***** Data lines *****

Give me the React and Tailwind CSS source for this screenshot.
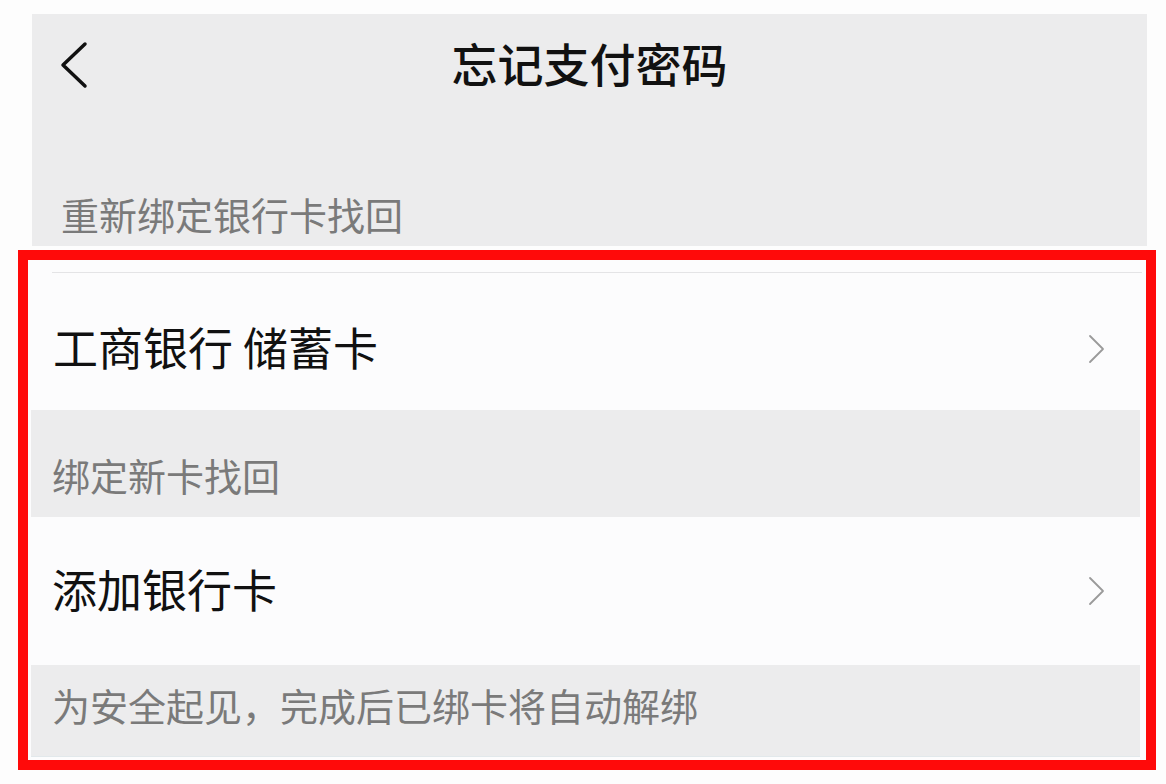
import React from 'react';

const font = { fontFamily: '"Noto Sans CJK SC", "Noto Sans", sans-serif' };

function BackIcon() {
  return (
    <svg width="28" height="48" viewBox="0 0 28 48" className="ml-[28px] mb-[2px]">
      <polyline points="25,3 3,24 25,45" fill="none" stroke="#111" strokeWidth="3.5" strokeLinecap="round" strokeLinejoin="round" />
    </svg>
  );
}

function Chevron() {
  return (
    <svg width="18" height="30" viewBox="0 0 18 30" className="mr-[34px]">
      <polyline points="2,2 15,15 2,28" fill="none" stroke="#9a9a9a" strokeWidth="1.8" strokeLinecap="round" strokeLinejoin="round" />
    </svg>
  );
}

export default function App() {
  return (
    <div className="min-h-screen bg-[#fdfdfd] pt-[14px]" style={font}>
      {/* header */}
      <div className="ml-[32px] w-[1115px] h-[232px] bg-[#ececed] flex flex-col">
        <div className="h-[104px] relative flex items-center">
          <BackIcon />
          <div className="absolute inset-0 pb-[8px] flex items-center justify-center text-[46px] font-medium text-[#111] leading-none">
            忘记支付密码
          </div>
        </div>
        <div className="flex-1" />
        <div className="pl-[29px] pb-[10px] text-[38px] leading-[44px] text-[#7a7a7a]">重新绑定银行卡找回</div>
      </div>

      {/* boxed section */}
      <div className="mt-[4px] ml-[18px] w-[1138px] h-[520px] border-[10px] border-[#ff0a0a] bg-[#fcfcfd] pl-[3px] pr-[6px] pb-[3px] flex flex-col">
        <div className="pt-[12px]">
          <div className="ml-[21px] mr-[-2px] h-px bg-[#e4e4e6]" />
        </div>
        <div className="h-[137px] pt-[15px] flex items-center justify-between">
          <span className="pl-[22px] pb-[6px] text-[45px] text-[#111] leading-none">工商银行 储蓄卡</span>
          <Chevron />
        </div>
        <div className="h-[107px] pt-[23px] bg-[#ececed] flex items-center">
          <span className="pl-[21px] text-[38px] leading-[44px] text-[#7a7a7a]">绑定新卡找回</span>
        </div>
        <div className="h-[148px] flex items-center justify-between">
          <span className="pl-[21px] pb-[6px] text-[45px] text-[#111] leading-none">添加银行卡</span>
          <Chevron />
        </div>
        <div className="flex-1 pb-[12px] bg-[#ececed] border-b border-[#e2e8eb] flex items-center">
          <span className="pl-[21px] text-[38px] leading-[44px] text-[#7a7a7a]">为安全起见，完成后已绑卡将自动解绑</span>
        </div>
      </div>
    </div>
  );
}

*****

**Written exercise:** Give all the lines above again, character for character, without pictures.

**Written answer:**
Give me the React and Tailwind CSS source for this screenshot.
import React from 'react';

const font = { fontFamily: '"Noto Sans CJK SC", "Noto Sans", sans-serif' };

function BackIcon() {
  return (
    <svg width="28" height="48" viewBox="0 0 28 48" className="ml-[28px] mb-[2px]">
      <polyline points="25,3 3,24 25,45" fill="none" stroke="#111" strokeWidth="3.5" strokeLinecap="round" strokeLinejoin="round" />
    </svg>
  );
}

function Chevron() {
  return (
    <svg width="18" height="30" viewBox="0 0 18 30" className="mr-[34px]">
      <polyline points="2,2 15,15 2,28" fill="none" stroke="#9a9a9a" strokeWidth="1.8" strokeLinecap="round" strokeLinejoin="round" />
    </svg>
  );
}

export default function App() {
  return (
    <div className="min-h-screen bg-[#fdfdfd] pt-[14px]" style={font}>
      {/* header */}
      <div className="ml-[32px] w-[1115px] h-[232px] bg-[#ececed] flex flex-col">
        <div className="h-[104px] relative flex items-center">
          <BackIcon />
          <div className="absolute inset-0 pb-[8px] flex items-center justify-center text-[46px] font-medium text-[#111] leading-none">
            忘记支付密码
          </div>
        </div>
        <div className="flex-1" />
        <div className="pl-[29px] pb-[10px] text-[38px] leading-[44px] text-[#7a7a7a]">重新绑定银行卡找回</div>
      </div>

      {/* boxed section */}
      <div className="mt-[4px] ml-[18px] w-[1138px] h-[520px] border-[10px] border-[#ff0a0a] bg-[#fcfcfd] pl-[3px] pr-[6px] pb-[3px] flex flex-col">
        <div className="pt-[12px]">
          <div className="ml-[21px] mr-[-2px] h-px bg-[#e4e4e6]" />
        </div>
        <div className="h-[137px] pt-[15px] flex items-center justify-between">
          <span className="pl-[22px] pb-[6px] text-[45px] text-[#111] leading-none">工商银行 储蓄卡</span>
          <Chevron />
        </div>
        <div className="h-[107px] pt-[23px] bg-[#ececed] flex items-center">
          <span className="pl-[21px] text-[38px] leading-[44px] text-[#7a7a7a]">绑定新卡找回</span>
        </div>
        <div className="h-[148px] flex items-center justify-between">
          <span className="pl-[21px] pb-[6px] text-[45px] text-[#111] leading-none">添加银行卡</span>
          <Chevron />
        </div>
        <div className="flex-1 pb-[12px] bg-[#ececed] border-b border-[#e2e8eb] flex items-center">
          <span className="pl-[21px] text-[38px] leading-[44px] text-[#7a7a7a]">为安全起见，完成后已绑卡将自动解绑</span>
        </div>
      </div>
    </div>
  );
}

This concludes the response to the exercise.